La fine è il mio inizio

Dal libro omonimo di Tiziano Terzani, un film appassionato e commovente.
La fine è il mio inizio

È raro che un film tratto da un libro mantenga lo spirito fedele a chi l’ha scritto. La parola e l’immagine, le leggi della comunicazione visiva e di quella scritta possono anche non capirsi e non incontrarsi. Non accade invece nel film che Jo Baier ha diretto traendolo appunto dal libro omonimo di Tiziano Terzani. Bruno Ganz ed Elio Germano sono infatti riusciti a reggere il peso di una storia, che è storia di una vicenda interiore e non solo esterna, molto personale, con totale immedesimazione.
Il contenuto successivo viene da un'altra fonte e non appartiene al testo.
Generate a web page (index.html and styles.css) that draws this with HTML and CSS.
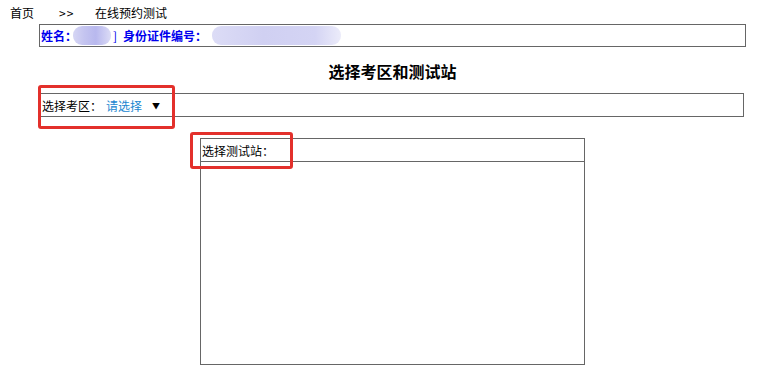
FILE: index.html
```html
<!DOCTYPE html>
<html lang="zh">
<head>
<meta charset="utf-8">
<link rel="stylesheet" href="styles.css">
</head>
<body>
<div class="page">
  <div class="crumbs">
    <span class="crumb-home">首页</span>
    <span class="crumb-sep">&gt;&gt;</span>
    <span class="crumb-cur">在线预约测试</span>
  </div>
  <div class="info">
    <span class="lbl">姓名：</span>
    <span class="blur blur-name"></span>
    <span class="brk">]</span>
    <span class="lbl">身份证件编号：</span>
    <span class="blur blur-id"></span>
  </div>
  <h1 class="title">选择考区和测试站</h1>
  <div class="area">
    <span>选择考区：</span>
    <span class="pick">请选择</span>
    <span class="caret">▼</span>
  </div>
  <div class="station">
    <div class="station-head">选择测试站：</div>
    <div class="station-body"></div>
  </div>
  <div class="mark mark-area"></div>
  <div class="mark mark-station"></div>
</div>
</body>
</html>
```

FILE: styles.css
```css
html, body {
  margin: 0;
  padding: 0;
  background: #fff;
}
body {
  font-family: "Noto Sans CJK SC", "DejaVu Sans", sans-serif;
  font-size: 12px;
  color: #000;
}
.page {
  position: relative;
  width: 764px;
  height: 383px;
}
.crumbs {
  height: 24px;
  display: flex;
  align-items: center;
  padding-left: 10px;
  padding-top: 1px;
  box-sizing: border-box;
  line-height: 14px;
}
.crumb-home { width: 49px; }
.crumb-sep { width: 36px; letter-spacing: 1px; }
.info {
  margin-left: 39px;
  width: 707px;
  height: 23px;
  box-sizing: border-box;
  border: 1px solid #666;
  display: flex;
  align-items: center;
  padding-left: 1px;
  color: #0000ee;
  font-weight: bold;
}
.blur {
  display: inline-block;
  height: 19px;
  border-radius: 9px;
  background: linear-gradient(90deg, #d6d6f4 0%, #c4c4f0 30%, #b8b8ee 60%, #dcdcf6 100%);
}
.blur-name { width: 38px; margin-left: -4px; }
.brk { font-weight: normal; width: 10px; margin-left: 2px; }
.blur-id { width: 129px; margin-left: 5px; background: linear-gradient(90deg, #dcdcf6 0%, #d0d0f2 40%, #d4d4f4 80%, #ececfa 100%); }
.title {
  margin: 0;
  height: 46px;
  display: flex;
  align-items: center;
  justify-content: center;
  margin-left: 39px;
  width: 707px;
  font-size: 16px;
  font-weight: bold;
  padding-top: 1px;
  box-sizing: border-box;
}
.area {
  margin-left: 39px;
  width: 705px;
  height: 24px;
  box-sizing: border-box;
  border: 1px solid #666;
  display: flex;
  align-items: center;
  padding-left: 2px;
}
.pick { color: #1a86d0; margin-left: 4px; }
.caret { font-size: 8px; margin-left: 10px; }
.station {
  margin-top: 21px;
  margin-left: 200px;
  width: 385px;
  height: 227px;
  box-sizing: border-box;
  border: 1px solid #666;
  display: flex;
  flex-direction: column;
}
.station-head {
  height: 22px;
  border-bottom: 1px solid #666;
  display: flex;
  align-items: center;
  padding-left: 1px;
}
.station-body { flex: 1; }
.mark {
  position: absolute;
  border: 3px solid #e3302b;
  border-radius: 3px;
  box-sizing: border-box;
}
.mark-area { left: 38px; top: 85px; width: 137px; height: 44px; }
.mark-station { left: 190px; top: 132px; width: 103px; height: 37px; }
```
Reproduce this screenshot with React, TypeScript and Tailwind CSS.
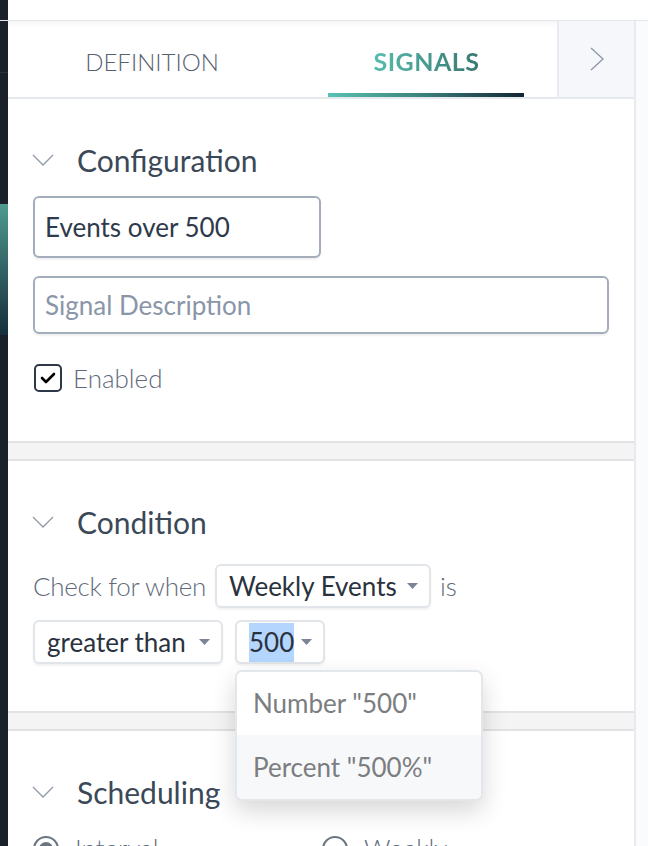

Si confermano entrambi attori di straordinario talento. Se per Ganz non avevamo bisogno di conferme, Germano, abituato ultimamente a ruoli troppo irti e sempre uguali, qui invece si cala perfettamente nella parte di Folco, il figlio di Tiziano, confermandosi forse il miglior giovane attore italiano di oggi.

 

Il film rievoca, con dialoghi intensi tra padre e figlio, le grandi tappe della vita di Tiziano. Dalla povertà dell’infanzia, alla curiosità insaziabile che l’ha portato ad esplorare la Cina e il Vietnam e poi il mondo, portandosi dietro la moglie fedelissima e i due figli, fino agli ultimi mesi, dopo un soggiorno sulle pendici dell’Himalaya, nella casa sui monti toscani dove è morto nel 2004.

 

Le riflessioni che i film intreccia, con andamento teatrale, amplificandole con una fotografia luminosa della natura, altamente poetica, pongono lo spettatore – una volta tanto – di fronte ai grandi interrogativi della vita: soprattutto di ciò che vale vivere e di come morire e se davvero la morte sia la fine di tutto. È singolare come il film risulti leggero, appassionato, semplice nel delineare il rapporto padre-figlio nei risvolti anche conflittuali ma sempre pieni di affetto. Delicatissimo l’amore tra Tiziano e la moglie, soli nel momento così sereno del trapasso. Un film del genere può anche commuovere e fa sentire meglio dopo averlo visto. Speriamo in sala abbia il successo che merita.